> **Data to process**:

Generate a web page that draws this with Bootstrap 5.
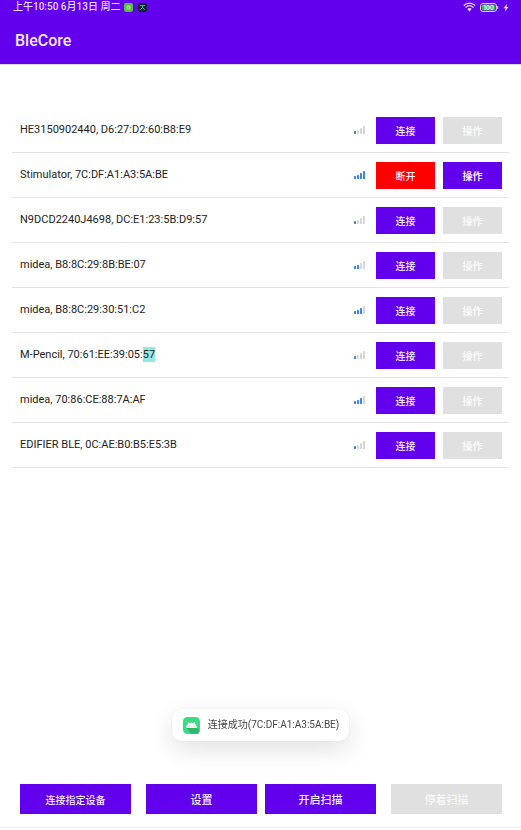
<!DOCTYPE html>
<html lang="zh-CN">
<head>
<meta charset="utf-8">
<meta name="viewport" content="width=device-width, initial-scale=1">
<title>BleCore</title>
<link href="https://cdn.jsdelivr.net/npm/bootstrap@5.3.0/dist/css/bootstrap.min.css" rel="stylesheet">
<style>
  :root { --brand: #6200ee; }
  body { font-family: Roboto, "Noto Sans CJK SC", sans-serif; font-size: 11px; line-height: 16px; color: #222; background: #fff; }
  .app-head { background: var(--brand); height: 64px; box-shadow: 0 1px 1px rgba(0,0,0,.15); }
  .status-line { height: 14px; padding: 0 12px 0 13px; color: #e9dcff; line-height: 14px; font-size: 10px; font-weight: 500; }
  .app-title { font-size: 16px; line-height: 20px; padding: 17px 15px 0; font-weight: 500; color: #f3ebff; }
  .device-list { padding: 44px 12px 0; }
  .device { height: 45px; padding: 0 7px 0 8px; gap: 8px; border-bottom: 1px solid #e4e4e4; }
  .device-name { font-size: 11px; }
  .hit { background: #93e9e2; color: inherit; padding: 1px 0; }
  .btn-flat { --bs-btn-color: #f4ecff; --bs-btn-bg: var(--brand); --bs-btn-hover-bg: #5300cc; --bs-btn-hover-color: #fff; --bs-btn-active-bg: #4b00b8; --bs-btn-active-color: #fff; --bs-btn-disabled-bg: #e0e0e0; --bs-btn-disabled-color: #f8f8f8; --bs-btn-disabled-opacity: 1; --bs-btn-border-width: 0; --bs-btn-padding-x: 0; --bs-btn-padding-y: 0; font-family: "Noto Sans CJK SC", sans-serif; font-weight: 500; }
  .btn-row { --bs-btn-font-size: 10px; width: 59px; height: 27px; }
  .btn-op { font-weight: 700; }
  .btn-stop { --bs-btn-bg: #f00; --bs-btn-hover-bg: #d80000; --bs-btn-active-bg: #c00000; }
  .actions { padding: 0 19px 13px 20px; gap: 8px; border-bottom: 1px solid #f0eef8; margin-bottom: 2px; }
  .pair { gap: 15px; flex: 1 1 0; }
  .btn-foot { --bs-btn-font-size: 11px; height: 30px; flex: 1 1 0; }
  .btn-compact { --bs-btn-font-size: 10px; }
  .signal { fill: #d6d6d6; margin-right: 3px; }
  .signal .on { fill: #3984ed; }
  .notice-wrap { bottom: 89px; }
  .notice { background: #fff; border-radius: 10px; height: 32px; padding: 0 10px 0 11px; gap: 8px; font-size: 10px; color: #444; box-shadow: 0 8px 24px rgba(0,0,0,.12), 0 0 2px rgba(0,0,0,.08); }
</style>
<script src="https://cdn.jsdelivr.net/npm/bootstrap@5.3.0/dist/js/bootstrap.bundle.min.js" defer></script>
</head>
<body class="min-vh-100 d-flex flex-column">
<header class="app-head">
  <div class="status-line d-flex align-items-center justify-content-between">
    <div class="d-flex align-items-center gap-1">
      <span>上午10:50 6月13日 周二</span>
      <svg width="9" height="9" viewBox="0 0 9 9" aria-hidden="true"><rect width="9" height="9" rx="2" fill="#58bd45"/><circle cx="4.5" cy="4.5" r="2.2" fill="#a9df9c"/><path d="M3.5 4h2M3.5 5.2h2" stroke="#58bd45" stroke-width=".6"/></svg>
      <svg width="10" height="9" viewBox="0 0 10 9" aria-hidden="true"><rect x="1" width="9" height="9" rx="2" fill="#10252f"/><path d="M3 2.600h5M5.500 2.600v2.200M3.300 6.600l2.200-2 2.200 2" stroke="#3fb9b1" fill="none"/></svg>
    </div>
    <div class="d-flex align-items-center gap-1">
      <svg width="13" height="10" viewBox="0 0 13 10" fill="none" stroke="#e9dcff" stroke-width="1.3" aria-label="Wi-Fi"><path d="M.7 3.500Q6.500-1.400 12.300 3.500M2.500 5.400Q6.500 2 10.500 5.400"/><path d="M4.300 7Q6.500 5.200 8.700 7L6.500 9.400Z" fill="#e9dcff" stroke="none"/></svg>
      <svg width="19" height="9" viewBox="0 0 19 9" aria-label="100"><rect x=".5" y=".5" width="16" height="8" rx="2.500" fill="#6200ee" stroke="#d9c6fa"/><rect x="1.500" y="1.500" width="14" height="6" rx="1.500" fill="#4fa944"/><path d="M17.700 3v3" stroke="#d9c6fa"/><text x="8.500" y="6.700" text-anchor="middle" font-family="Inter" font-size="6" font-weight="700" fill="#e8f6df">100</text></svg>
      <svg width="6" height="9" viewBox="0 0 6 9" aria-hidden="true"><path d="M4 1 .5 5.200h2L2 8.500 5.500 4h-2z" fill="#e9dcff"/></svg>
    </div>
  </div>
  <h1 class="app-title mb-0">BleCore</h1>
</header>

<main class="device-list flex-grow-1">
  <ul class="list-unstyled mb-0" id="devices"></ul>
</main>

<div class="notice-wrap position-fixed start-0 end-0 d-flex justify-content-center">
  <div class="notice d-flex align-items-center" role="status">
    <svg width="17" height="17" viewBox="0 0 17 17" aria-hidden="true"><rect width="17" height="17" rx="4.500" fill="#3ddc84"/><path d="M13.900 10.800 16.500 13.500A3.500 3.500 0 0 1 13 17H8L3.200 10.800z" fill="#2fb76b"/><path d="M3.100 10.900a5.400 5.100 0 0 1 10.800 0z" fill="#fff"/><path d="M5 5l1.300 2M12 5l-1.300 2" stroke="#fff" stroke-width=".7"/><circle cx="6.200" cy="9" r=".5" fill="#3ddc84"/><circle cx="10.800" cy="9" r=".5" fill="#3ddc84"/></svg>
    <span>连接成功(7C:DF:A1:A3:5A:BE)</span>
  </div>
</div>

<footer class="actions d-flex">
  <div class="pair d-flex">
    <button type="button" class="btn btn-flat btn-foot btn-compact rounded-0">连接指定设备</button>
    <button type="button" class="btn btn-flat btn-foot rounded-0">设置</button>
  </div>
  <div class="pair d-flex">
    <button type="button" class="btn btn-flat btn-foot rounded-0">开启扫描</button>
    <button type="button" class="btn btn-flat btn-foot rounded-0" disabled>停着扫描</button>
  </div>
</footer>

<script>
  const devices = [
    ['HE3150902440, D6:27:D2:60:B8:E9', 1],
    ['Stimulator, 7C:DF:A1:A3:5A:BE', 4, true],
    ['N9DCD2240J4698, DC:E1:23:5B:D9:57', 1],
    ['midea, B8:8C:29:8B:BE:07', 2],
    ['midea, B8:8C:29:30:51:C2', 3],
    ['M-Pencil, 70:61:EE:39:05:<mark class="hit">57</mark>', 1],
    ['midea, 70:86:CE:88:7A:AF', 3],
    ['EDIFIER BLE, 0C:AE:B0:B5:E5:3B', 1]
  ];
  const bars = n => [[0, 3], [3, 4], [6, 6], [9, 8]].map(([x, h], i) =>
    `<rect class="${i < n ? 'on' : ''}" x="${x}" y="${8 - h}" width="2" height="${h}" rx=".5"/>`).join('');
  document.getElementById('devices').innerHTML = devices.map(([name, level, linked]) => `
    <li class="device d-flex align-items-center">
      <span class="device-name flex-grow-1">${name}</span>
      <svg class="signal" width="11" height="8" viewBox="0 0 11 8" aria-label="${level}/4">${bars(level)}</svg>
      <button type="button" class="btn btn-flat btn-row rounded-0 ${linked ? 'btn-stop' : ''}">${linked ? '断开' : '连接'}</button>
      <button type="button" class="btn btn-flat btn-row btn-op rounded-0" ${linked ? '' : 'disabled'}>操作</button>
    </li>`).join('');
</script>
</body>
</html>
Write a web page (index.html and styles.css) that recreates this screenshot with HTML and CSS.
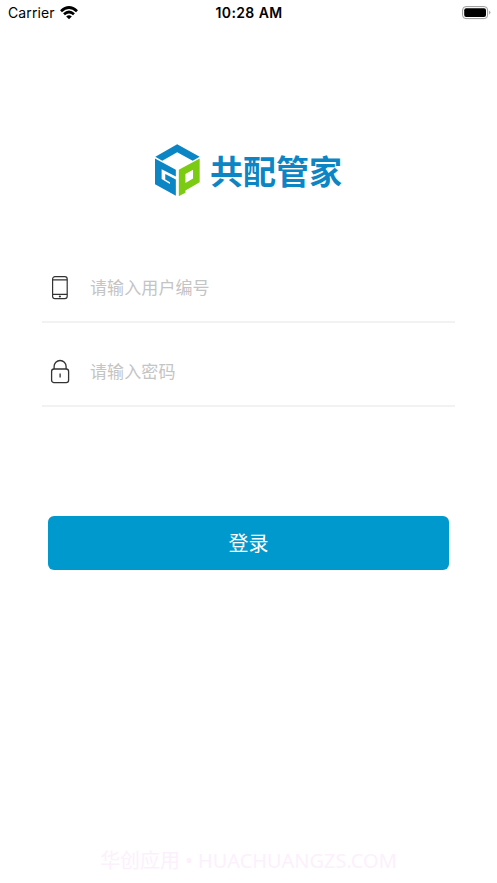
FILE: index.html
```html
<!DOCTYPE html>
<html lang="zh-CN">
<head>
<meta charset="utf-8">
<title>共配管家</title>
<link rel="stylesheet" href="styles.css">
</head>
<body>
<header class="status">
  <div class="carrier"><span>Carrier</span>
    <svg class="wifi" viewBox="0 0 18 14"><path d="M1 5.2Q9-2.2 17 5.2M4 8.2Q9 3.8 14 8.2" fill="none" stroke="#000" stroke-width="2.7"/><path d="M6.2 10.4Q9 8 11.8 10.4L9 13.2Z"/></svg>
  </div>
  <time class="clock">10:28 AM</time>
  <svg class="battery" viewBox="0 0 29 14"><rect x=".6" y=".6" width="25" height="12" rx="3.4" fill="#fff" stroke="#999"/><rect x="2.2" y="2.2" width="21.8" height="8.8" rx="2"/><path d="M27.2 4.6Q29.6 6.6 27.2 8.6Z" fill="#999"/></svg>
</header>
<main class="login">
  <div class="brand">
    <svg class="mark" viewBox="30 27 136 156">
      <path fill="#0c85c5" d="M97 27L165 65L144 77L97 51L52 77L31 65Z"/>
      <path fill="#0c85c5" d="M30 70L93 104V125L50 103V132L75 147V142L61 134V117L93 134V183L30 148Z"/>
      <path fill="#7acb12" fill-rule="evenodd" d="M102 104L165 70V142L122 167V174L102 184ZM122 117V144L145 131V104Z"/>
    </svg>
    <h1 class="name">共配管家</h1>
  </div>
  <form class="form">
    <label class="field">
      <svg class="icon" viewBox="0 0 20 26" fill="none" stroke="#333" stroke-width="1.2"><rect x="2.6" y="1.6" width="14.6" height="22" rx="2.4"/><path d="M2.6 4.8H17.2M2.6 19.4H17.2"/><circle cx="9.9" cy="21.5" r=".5"/></svg>
      <input class="input" type="text" placeholder="请输入用户编号">
    </label>
    <label class="field">
      <svg class="icon" viewBox="0 0 20 26" fill="none" stroke="#333" stroke-width="1.3"><rect x="1.6" y="10" width="17" height="13.6" rx="2.4"/><path d="M4.1 10V7.5A6 6 0 0 1 16.1 7.5V10M10.1 14.5V18.5"/></svg>
      <input class="input" type="password" placeholder="请输入密码">
    </label>
    <button class="submit" type="button">登录</button>
  </form>
</main>
<footer class="footer">华创应用 • HUACHUANGZS.COM</footer>
</body>
</html>
```
FILE: styles.css
```css
* { box-sizing: border-box; }
body {
  margin: 0;
  height: 883px;
  display: flex;
  flex-direction: column;
  overflow: hidden;
  background: #fff;
  color: #000;
  font-family: Inter, "Noto Sans CJK SC", sans-serif;
}
.status {
  height: 26px;
  padding: 0 6px 0 8px;
  display: grid;
  grid-template-columns: 1fr auto 1fr;
  align-items: center;
  font-size: 14px;
  line-height: 16px;
}
.carrier { display: flex; align-items: center; gap: 5px; letter-spacing: .1px; }
.wifi { width: 18px; height: 14px; }
.clock { font-weight: 600; letter-spacing: .4px; margin-left: -1px; }
.battery { width: 29px; height: 14px; justify-self: end; }
.login { flex: 1; }
.brand {
  margin-top: 118px;
  height: 52px;
  padding-left: 155px;
  display: flex;
  align-items: center;
  gap: 10px;
}
.mark { width: 45px; height: 52px; }
.name {
  margin: 0;
  font: 700 33px/52px "Noto Sans CJK SC", sans-serif;
  color: #0c85c5;
  white-space: nowrap;
}
.form { margin: 43px 42px 0; }
.field {
  height: 84px;
  padding: 14px 0 0 8px;
  display: flex;
  align-items: center;
  gap: 20px;
  border-bottom: 2px solid #f2f2f2;
}
.icon { width: 20px; height: 26px; flex: none; margin-top: 2px; }
.input {
  flex: 1;
  min-width: 0;
  height: 30px;
  padding: 0;
  border: 0;
  outline: 0;
  background: none;
  font: 400 17px/30px "Noto Sans CJK SC", sans-serif;
  letter-spacing: .1px;
}
.input::placeholder { color: #c4c4c4; opacity: 1; }
.submit {
  display: block;
  width: 401px;
  height: 54px;
  margin: 109px 0 0 6px;
  padding: 0;
  border: 0;
  border-radius: 6px;
  background: #0099ce;
  color: #fff;
  font: 400 20px/54px "Noto Sans CJK SC", sans-serif;
}
.footer {
  height: 44px;
  text-align: center;
  color: #fdf0fd;
  font: 400 20px/44px "Noto Sans", "Noto Sans CJK SC", sans-serif;
}
```
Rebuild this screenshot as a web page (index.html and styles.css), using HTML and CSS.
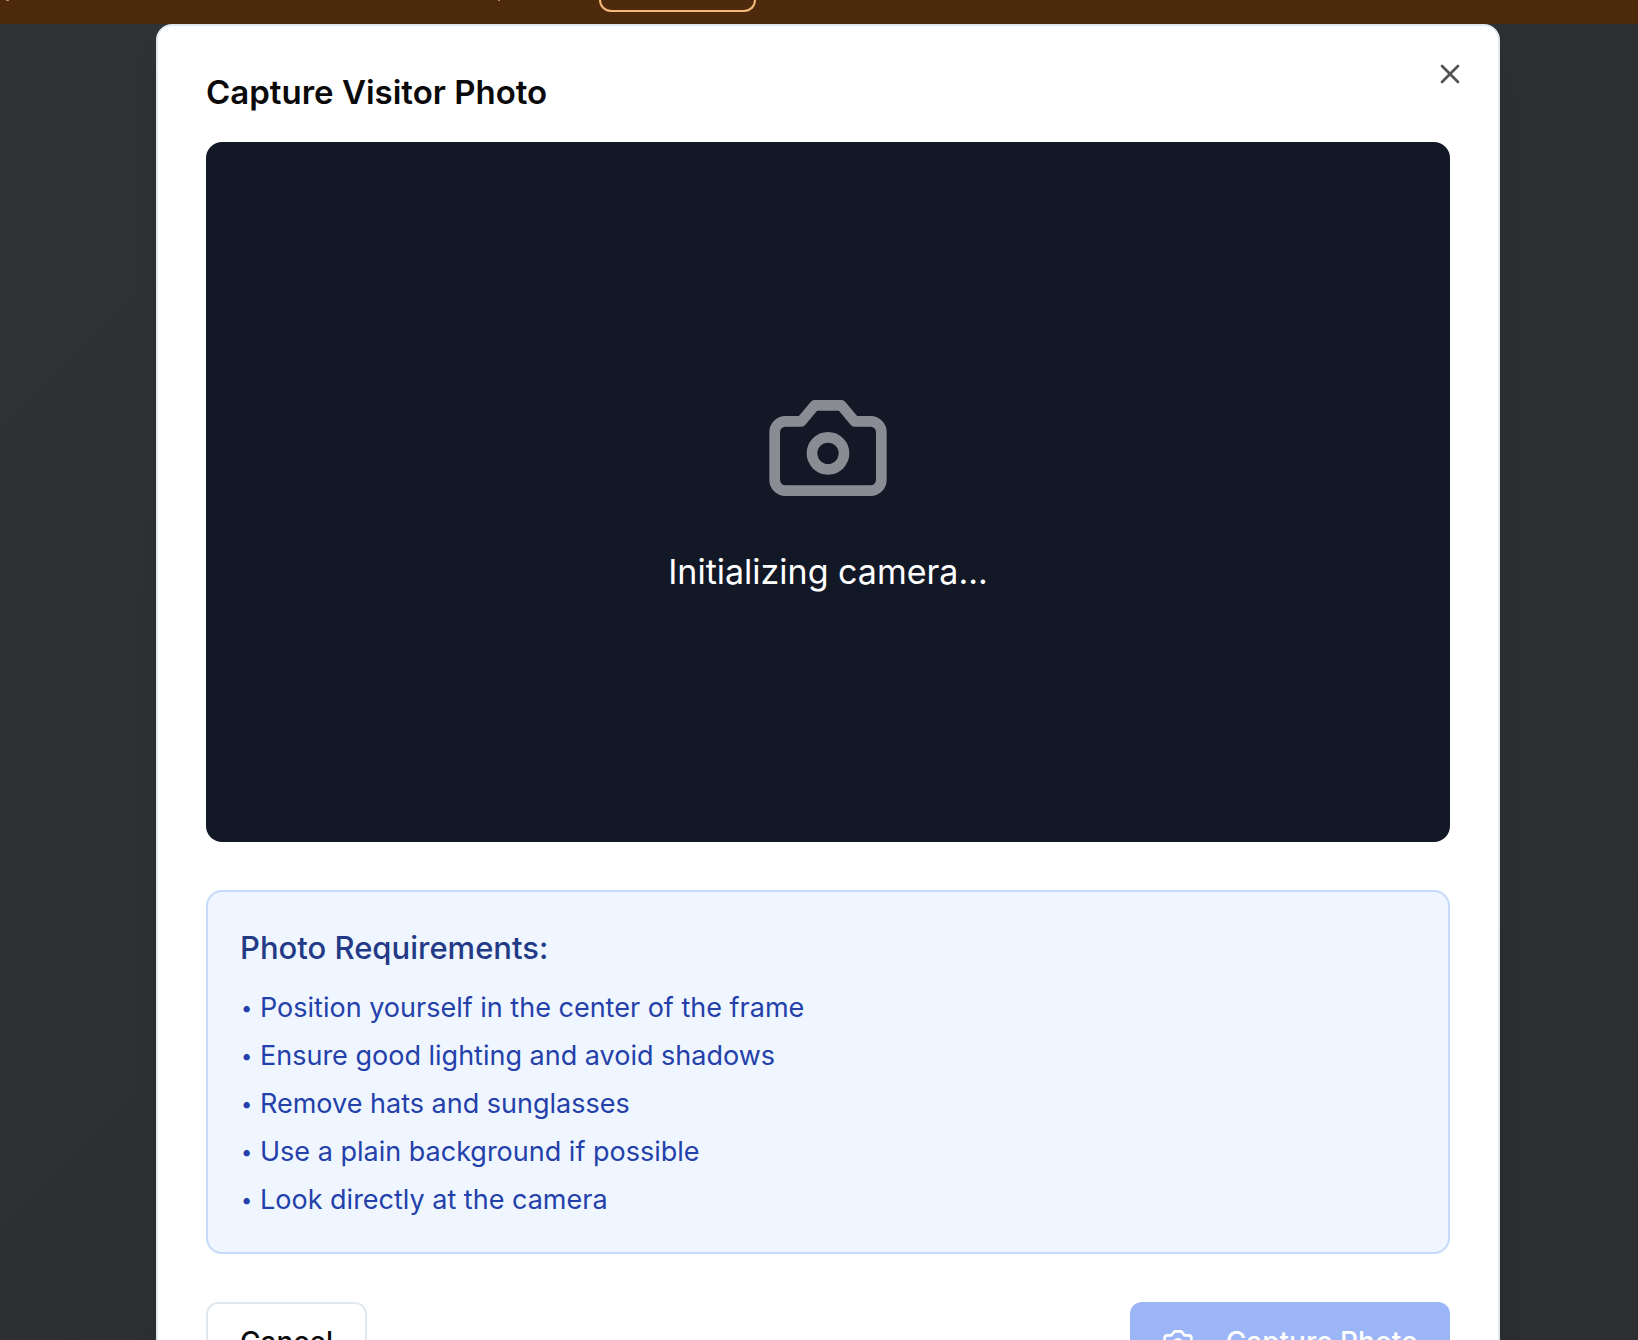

> **Written task**:
Copy every line that contains the string "this".

> **Answer to the problem**:
Generate a web page that draws this with Bootstrap 5.
Write a web page (index.html and styles.css) that recreates this screenshot with HTML and CSS.
Rebuild this screenshot as a web page (index.html and styles.css), using HTML and CSS.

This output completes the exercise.